For younger landlords looking to build a substantial property portfolio, the limited company structure is often the smarter play for growth. While it adds a layer of complexity and some upfront costs, the ability to fully offset mortgage interest against rental income, combined with more favourable Corporation Tax rates for reinvested profits, can really accelerate your wealth building. Let's be clear, Section 24 hit individual landlords hard. The company structure bypasses that issue entirely for your finance costs. You're effectively trading immediate personal disposable income for higher, tax-efficient reinvestment potential. If your ambition is to accumulate multiple properties and scale, rather than just buy one or two for personal income, then exploring the limited company route is non-negotiable. Don't just follow the crowd; understand the real numbers and the long-term strategic benefits.

What You Can Do Next

  1. **Consult a Specialist Accountant**: Seek advice from an accountant experienced in property investment and limited companies. They can assess your individual circumstances, income, and growth plans to determine if a limited company is optimal.
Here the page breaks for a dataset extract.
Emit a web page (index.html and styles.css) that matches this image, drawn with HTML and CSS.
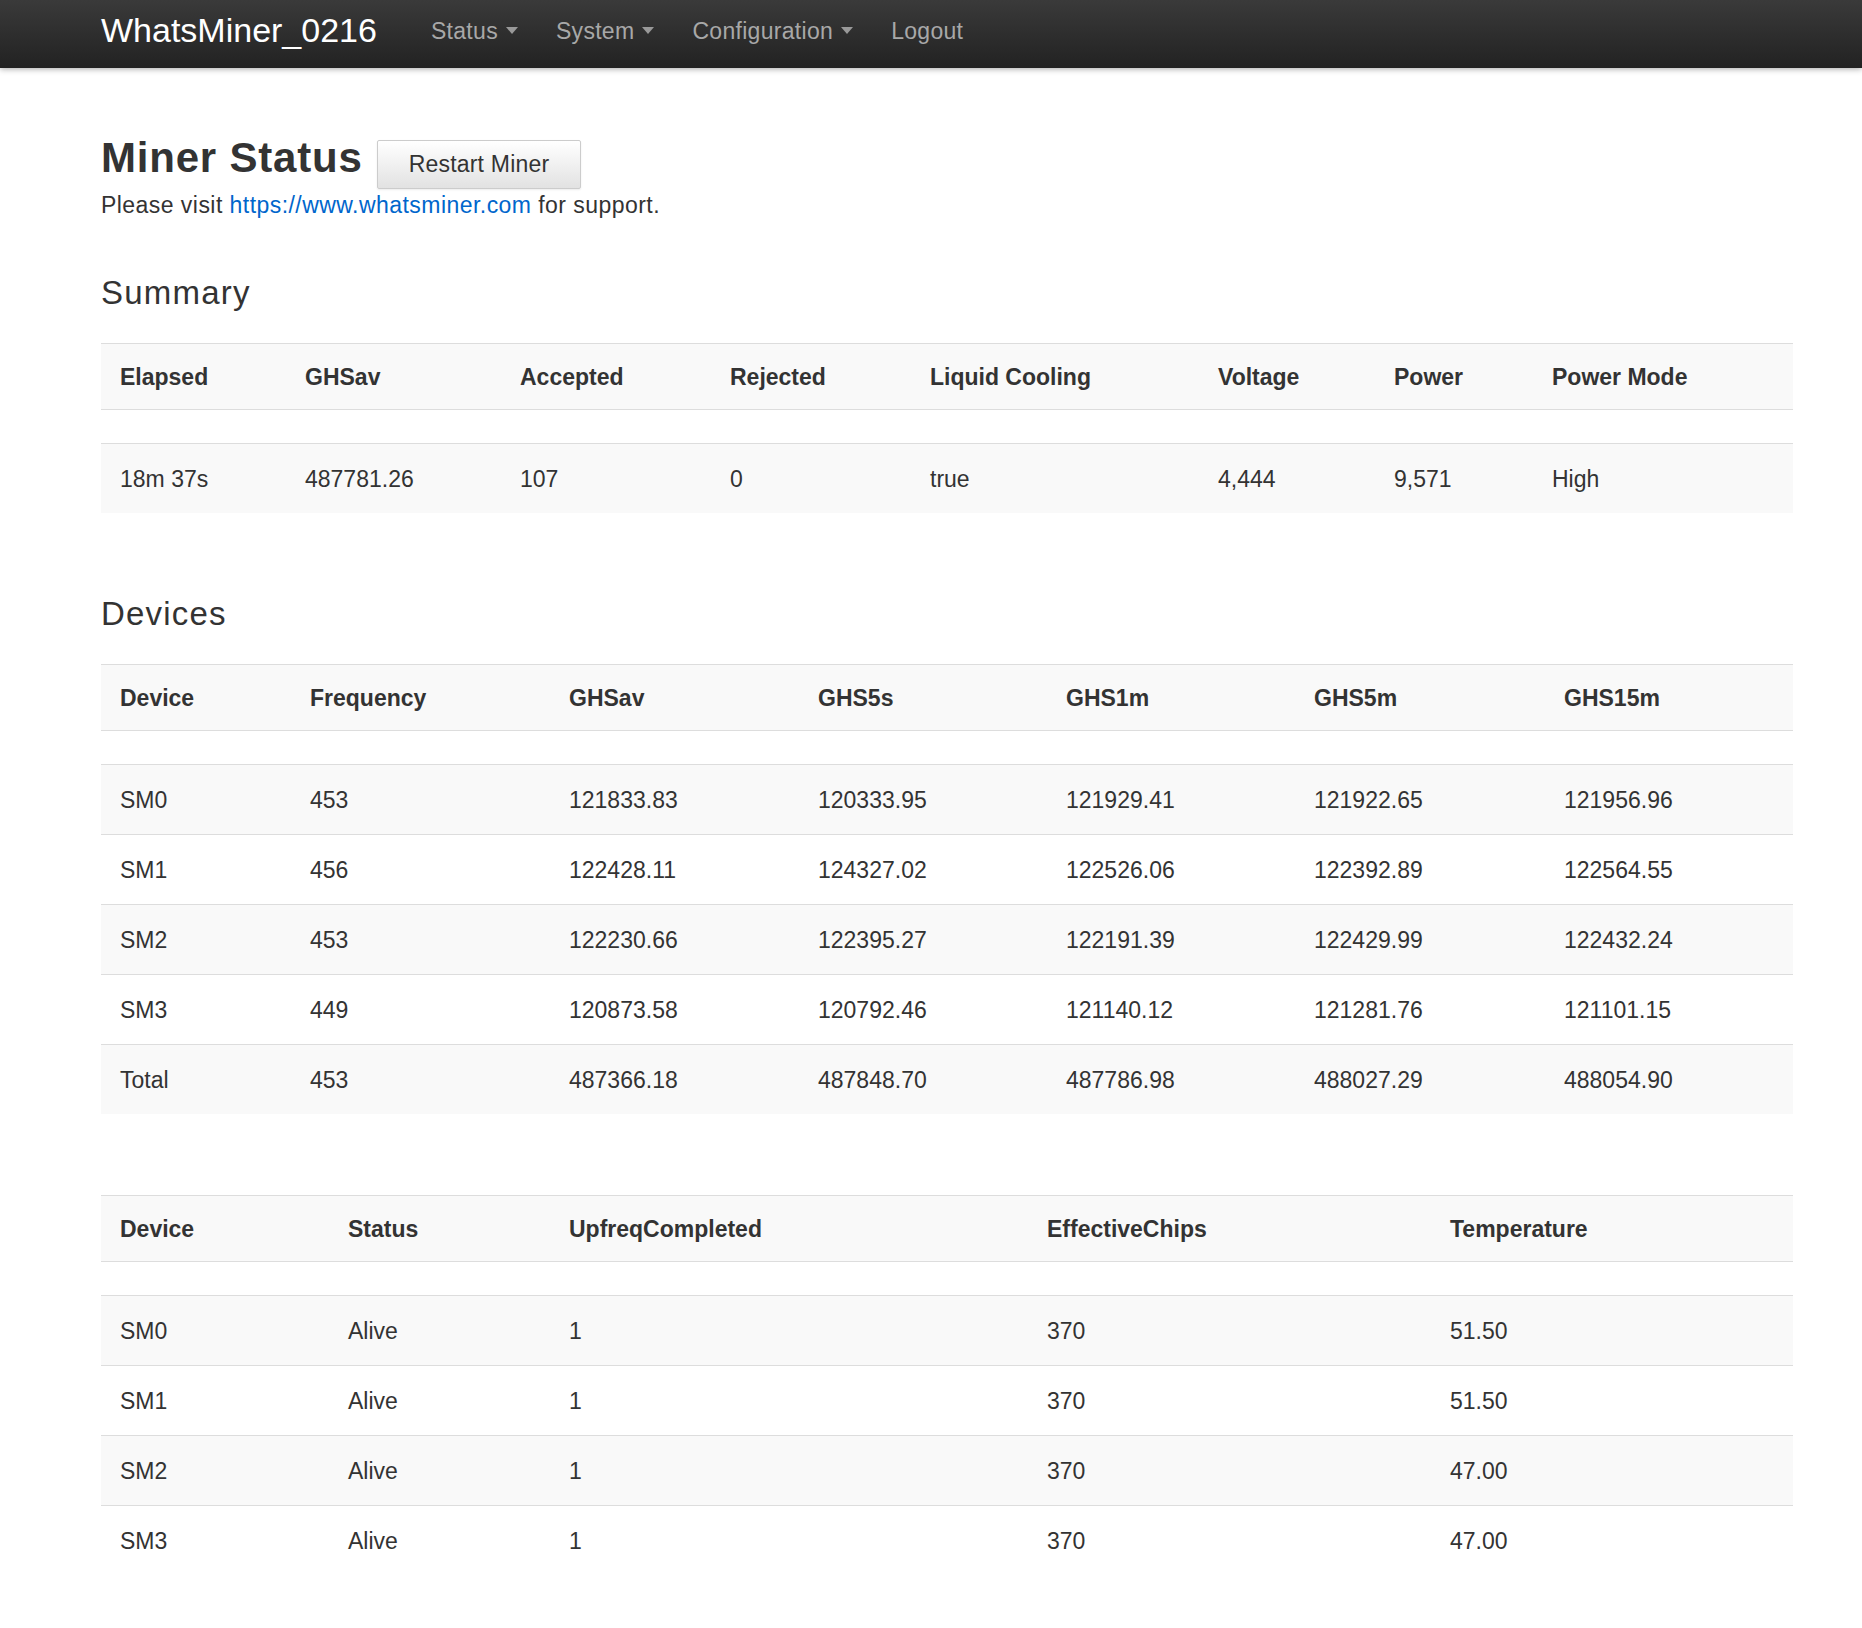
FILE: index.html
```html
<!DOCTYPE html>
<html lang="en">
<head>
<meta charset="utf-8">
<title>WhatsMiner_0216 - Miner Status</title>
<link rel="stylesheet" href="styles.css">
</head>
<body>
<header class="navbar">
  <div class="nav-inner">
    <a class="brand" href="#">WhatsMiner_0216</a>
    <ul class="nav">
      <li><a href="#">Status<span class="caret"></span></a></li>
      <li><a href="#">System<span class="caret"></span></a></li>
      <li><a href="#">Configuration<span class="caret"></span></a></li>
      <li><a href="#">Logout</a></li>
    </ul>
  </div>
</header>

<main class="container">
  <div class="title-row">
    <h2 class="page-title">Miner Status</h2>
    <button class="btn" type="button">Restart Miner</button>
  </div>
  <p class="support">Please visit <a href="#">https://www.whatsminer.com</a> for support.</p>

  <h3 class="section-title">Summary</h3>
  <table class="grid">
    <colgroup>
      <col class="s1"><col class="s2"><col class="s3"><col class="s4"><col class="s5"><col class="s6"><col class="s7"><col class="s8">
    </colgroup>
    <tbody>
      <tr class="head"><th>Elapsed</th><th>GHSav</th><th>Accepted</th><th>Rejected</th><th>Liquid Cooling</th><th>Voltage</th><th>Power</th><th>Power Mode</th></tr>
      <tr class="gap"><td colspan="8"></td></tr>
      <tr><td>18m 37s</td><td>487781.26</td><td>107</td><td>0</td><td>true</td><td>4,444</td><td>9,571</td><td>High</td></tr>
    </tbody>
  </table>

  <h3 class="section-title">Devices</h3>
  <table class="grid">
    <colgroup>
      <col class="d1"><col class="d2"><col class="d3"><col class="d4"><col class="d5"><col class="d6"><col class="d7">
    </colgroup>
    <tbody>
      <tr class="head"><th>Device</th><th>Frequency</th><th>GHSav</th><th>GHS5s</th><th>GHS1m</th><th>GHS5m</th><th>GHS15m</th></tr>
      <tr class="gap"><td colspan="7"></td></tr>
      <tr><td>SM0</td><td>453</td><td>121833.83</td><td>120333.95</td><td>121929.41</td><td>121922.65</td><td>121956.96</td></tr>
      <tr><td>SM1</td><td>456</td><td>122428.11</td><td>124327.02</td><td>122526.06</td><td>122392.89</td><td>122564.55</td></tr>
      <tr><td>SM2</td><td>453</td><td>122230.66</td><td>122395.27</td><td>122191.39</td><td>122429.99</td><td>122432.24</td></tr>
      <tr><td>SM3</td><td>449</td><td>120873.58</td><td>120792.46</td><td>121140.12</td><td>121281.76</td><td>121101.15</td></tr>
      <tr><td>Total</td><td>453</td><td>487366.18</td><td>487848.70</td><td>487786.98</td><td>488027.29</td><td>488054.90</td></tr>
    </tbody>
  </table>

  <table class="grid last">
    <colgroup>
      <col class="t1"><col class="t2"><col class="t3"><col class="t4"><col class="t5">
    </colgroup>
    <tbody>
      <tr class="head"><th>Device</th><th>Status</th><th>UpfreqCompleted</th><th>EffectiveChips</th><th>Temperature</th></tr>
      <tr class="gap"><td colspan="5"></td></tr>
      <tr><td>SM0</td><td>Alive</td><td>1</td><td>370</td><td>51.50</td></tr>
      <tr><td>SM1</td><td>Alive</td><td>1</td><td>370</td><td>51.50</td></tr>
      <tr><td>SM2</td><td>Alive</td><td>1</td><td>370</td><td>47.00</td></tr>
      <tr><td>SM3</td><td>Alive</td><td>1</td><td>370</td><td>47.00</td></tr>
    </tbody>
  </table>
</main>
</body>
</html>
```

FILE: styles.css
```css
html, body {
  margin: 0;
  padding: 0;
}

body {
  font-family: "Liberation Sans", Arial, Helvetica, sans-serif;
  font-size: 23px;
  color: #333333;
  background: #ffffff;
}

/* ---------- navbar ---------- */
.navbar {
  position: relative;
  height: 68px;
  background: linear-gradient(to bottom, #3a3a3a 0%, #222222 100%);
  box-shadow: 0 1px 6px rgba(0, 0, 0, 0.35);
}

.nav-inner {
  display: flex;
  align-items: flex-start;
  padding-left: 101px;
}

.brand {
  display: block;
  padding-top: 13px;
  font-size: 34px;
  line-height: 34px;
  color: #ffffff;
  text-decoration: none;
}

.nav {
  display: flex;
  list-style: none;
  margin: 0 0 0 35px;
  padding: 0;
}

.nav a {
  display: block;
  padding: 15px 19px 0;
  font-size: 23px;
  line-height: 32px;
  letter-spacing: 0.3px;
  color: #a8a8a8;
  text-decoration: none;
}

.caret {
  display: inline-block;
  width: 0;
  height: 0;
  margin-left: 8px;
  vertical-align: 5px;
  border-top: 7px solid #999999;
  border-left: 6.5px solid transparent;
  border-right: 6.5px solid transparent;
}

/* ---------- content ---------- */
.container {
  width: 1692px;
  margin-left: 101px;
  padding: 67px 0 40px;
}

.title-row {
  display: flex;
  align-items: baseline;
  gap: 14px;
}

.page-title {
  margin: 0;
  font-size: 42px;
  line-height: 46px;
  font-weight: bold;
  letter-spacing: 0.8px;
  color: #333333;
}

.btn {
  font-family: inherit;
  font-size: 23px;
  line-height: 33px;
  padding: 7px 31px;
  letter-spacing: 0.2px;
  color: #333333;
  background: linear-gradient(to bottom, #ffffff 0%, #e2e2e2 100%);
  border: 1px solid #cccccc;
  border-radius: 2px;
  box-shadow: 0 1px 2px rgba(0, 0, 0, 0.08);
  cursor: pointer;
}

.support {
  margin: 0 0 52px;
  line-height: 32px;
  letter-spacing: 0.45px;
}

.support a {
  color: #0066cc;
  text-decoration: none;
}

.section-title {
  margin: 0 0 30px;
  font-size: 33px;
  line-height: 40px;
  font-weight: normal;
  letter-spacing: 1.2px;
  color: #333333;
}

/* ---------- tables ---------- */
.grid {
  width: 1692px;
  table-layout: fixed;
  border-collapse: collapse;
  margin-bottom: 81px;
}

.grid.last {
  margin-bottom: 0;
}

.grid tr:nth-child(odd) {
  background: #f9f9f9;
}

.grid th,
.grid td {
  text-align: left;
  border-top: 1px solid #dddddd;
  line-height: 32px;
  white-space: nowrap;
}

.grid th {
  padding: 17px 19px 16px;
  font-weight: bold;
}

.grid td {
  padding: 19px 19px 18px;
}

.grid .gap td {
  padding: 0;
  height: 33px;
}

/* summary columns */
.s1 { width: 185px; }
.s2 { width: 215px; }
.s3 { width: 210px; }
.s4 { width: 200px; }
.s5 { width: 288px; }
.s6 { width: 176px; }
.s7 { width: 158px; }
.s8 { width: 260px; }

/* devices columns */
.d1 { width: 190px; }
.d2 { width: 259px; }
.d3 { width: 249px; }
.d4 { width: 248px; }
.d5 { width: 248px; }
.d6 { width: 250px; }
.d7 { width: 248px; }

/* device status columns */
.t1 { width: 228px; }
.t2 { width: 221px; }
.t3 { width: 478px; }
.t4 { width: 403px; }
.t5 { width: 362px; }
```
  2. **Compare Tax Scenarios**: Ask your accountant to model the tax implications for both personal and limited company ownership over 5-10 years, including purchase costs, ongoing income tax, and potential exit taxes.
  3. **Research Lender Options**: Investigate buy-to-let mortgage providers that offer products specifically for limited companies. Understand their stress testing, interest rates, and loan-to-value (LTV) criteria.
  4. **Understand Administrative Burden**: Familiarise yourself with the ongoing requirements for a limited company, including annual accounts, Corporation Tax returns, and the costs associated with these services.
  5. **Plan for Profit Extraction**: If and when you decide to take income from the company, understand the dividend tax rules and how this impacts your overall personal tax liability.